# WHAT YOU ARE ASKED TO DO
Identify all lines of the data containing the string "page" and copy them.

# RECORDED DATA

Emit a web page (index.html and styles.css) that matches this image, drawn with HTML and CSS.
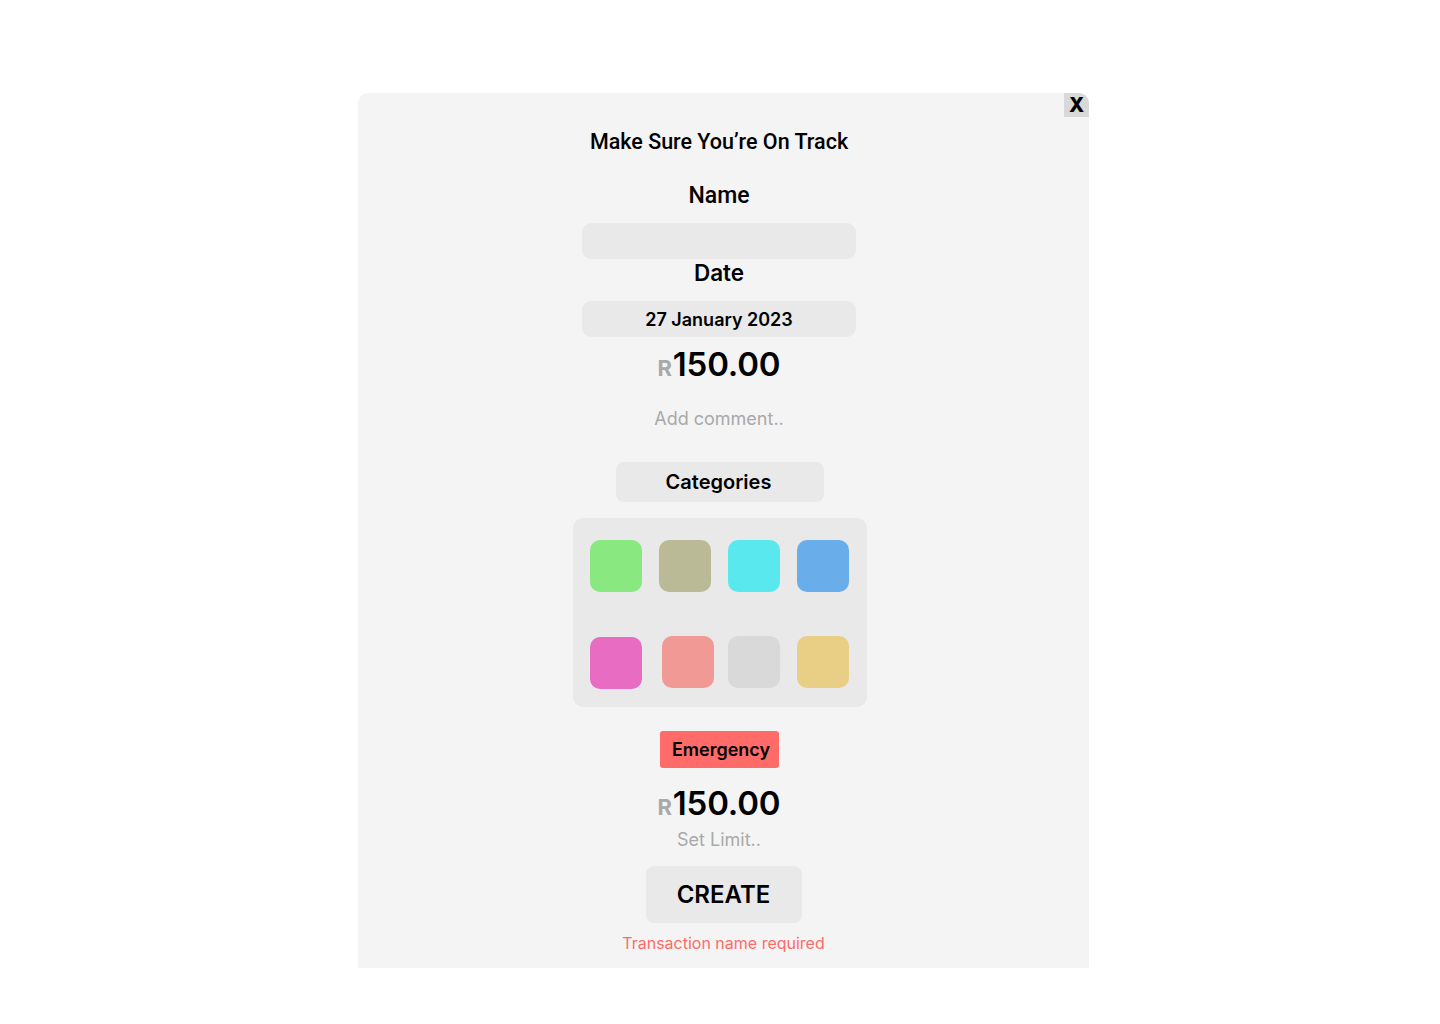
FILE: index.html
```html
<!DOCTYPE html>
<html lang="en">
<head>
<meta charset="utf-8">
<title>Make Sure You're On Track</title>
<link rel="stylesheet" href="styles.css">
</head>
<body>
<div class="page">
  <div class="panel">
    <button class="close">X</button>
    <div class="form">
      <h1 class="title">Make Sure You’re On Track</h1>
      <div class="label label-name">Name</div>
      <div class="field field-name"></div>
      <div class="label label-date">Date</div>
      <div class="field field-date">27 January 2023</div>
      <div class="amount amount-1"><span class="cur">R</span>150.00</div>
      <div class="hint hint-comment">Add comment..</div>
      <div class="cat-btn">Categories</div>
      <div class="grid">
        <div class="sw sw-green"></div>
        <div class="sw sw-olive"></div>
        <div class="sw sw-cyan"></div>
        <div class="sw sw-blue"></div>
        <div class="sw sw-pink"></div>
        <div class="sw sw-salmon"></div>
        <div class="sw sw-grey"></div>
        <div class="sw sw-yellow"></div>
      </div>
      <div class="tag">Emergency</div>
      <div class="amount amount-2"><span class="cur">R</span>150.00</div>
      <div class="hint hint-limit">Set Limit..</div>
    </div>
    <div class="actions">
      <button class="create">CREATE</button>
      <div class="error">Transaction name required</div>
    </div>
  </div>
</div>
</body>
</html>
```
FILE: styles.css
```css
* { box-sizing: border-box; }
html, body { margin: 0; padding: 0; background: #ffffff; }
body { font-family: Inter, "Noto Sans", sans-serif; color: #000; }

.page {
  padding: 93px 0 0 358px;
  height: 1024px;
}

.panel {
  position: relative;
  width: 731px;
  height: 875px;
  background: #f4f4f4;
  border-radius: 10px 10px 0 0;
  overflow: hidden;
  display: flex;
  flex-direction: column;
  align-items: center;
}

.close {
  position: absolute;
  top: 0;
  right: 0;
  width: 25px;
  height: 24px;
  border: 0;
  padding: 0;
  background: #d9d9d9;
  font-family: Inter, sans-serif;
  font-weight: 800;
  font-size: 20px;
  line-height: 24px;
  color: #000;
  text-align: center;
}

.form {
  width: 100%;
  padding-right: 9px;
  display: flex;
  flex-direction: column;
  align-items: center;
}

.title {
  margin: 37px 0 0;
  font-family: Roboto, sans-serif;
  font-weight: 500;
  font-size: 21.5px;
  line-height: 24px;
}

.label {
  font-family: Roboto, sans-serif;
  font-weight: 500;
  font-size: 23px;
  line-height: 28px;
}
.label-name { margin-top: 28px; }
.label-date { margin-top: 0; font-family: Inter, sans-serif; font-weight: 600; font-size: 22.5px; }

.field {
  margin-top: 14px;
  width: 274px;
  height: 36px;
  border-radius: 9px;
  background: #e9e9e9;
}
.field-name { margin-top: 13px; }
.field-date {
  display: flex;
  align-items: center;
  justify-content: center;
  font-weight: 600;
  font-size: 18px;
}

.amount {
  height: 40px;
  display: flex;
  align-items: baseline;
  font-weight: 600;
  font-size: 33px;
  line-height: 40px;
  letter-spacing: -0.2px;
}
.amount .cur {
  font-size: 22px;
  color: #a9a9a9;
  font-weight: 700;
  margin-right: 1px;
}
.amount-1 { margin-top: 7px; }
.amount-2 { margin-top: 15px; }

.hint {
  font-size: 18px;
  line-height: 24px;
  color: #a9a9a9;
}
.hint-comment { margin-top: 23px; }
.hint-limit { margin-top: 5px; }

.cat-btn {
  margin-top: 31px;
  margin-left: 2px;
  width: 208px;
  height: 40px;
  padding-right: 3px;
  border-radius: 8px;
  background: #e9e9e9;
  display: flex;
  align-items: center;
  justify-content: center;
  font-weight: 600;
  font-size: 20px;
}

.grid {
  margin-top: 16px;
  margin-left: 2px;
  width: 294px;
  height: 189px;
  border-radius: 10px;
  background: #e9e9e9;
  padding: 22px 17px 0;
  display: grid;
  grid-template-columns: repeat(4, 52px);
  grid-auto-rows: 52px;
  column-gap: 17px;
  row-gap: 44px;
}

.sw { width: 52px; height: 52px; border-radius: 10px; }
.sw-green { background: #89e87f; }
.sw-olive { background: #babb96; }
.sw-cyan { background: #58e8ee; }
.sw-blue { background: #69aeea; }
.sw-pink { background: #e76cc2; margin-top: 1px; }
.sw-salmon { background: #f09995; margin-left: 3px; }
.sw-grey { background: #d9d9d9; }
.sw-yellow { background: #e9cf86; }

.tag {
  margin-top: 24px;
  margin-left: 1px;
  height: 37px;
  padding: 0 9px 0 12px;
  border-radius: 3px;
  background: #ff6b68;
  display: flex;
  align-items: center;
  font-weight: 600;
  font-size: 18px;
}

.actions {
  width: 100%;
  display: flex;
  flex-direction: column;
  align-items: center;
}

.create {
  margin-top: 14px;
  width: 156px;
  height: 57px;
  border: 0;
  border-radius: 8px;
  background: #e9e9e9;
  font-family: Inter, sans-serif;
  font-weight: 600;
  font-size: 24px;
  color: #000;
}

.error {
  margin-top: 10px;
  font-size: 16px;
  line-height: 20px;
  color: #ff6b68;
}
```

# FULL ANSWER
Emit a web page (index.html and styles.css) that matches this image, drawn with HTML and CSS.
<div class="page">
.page {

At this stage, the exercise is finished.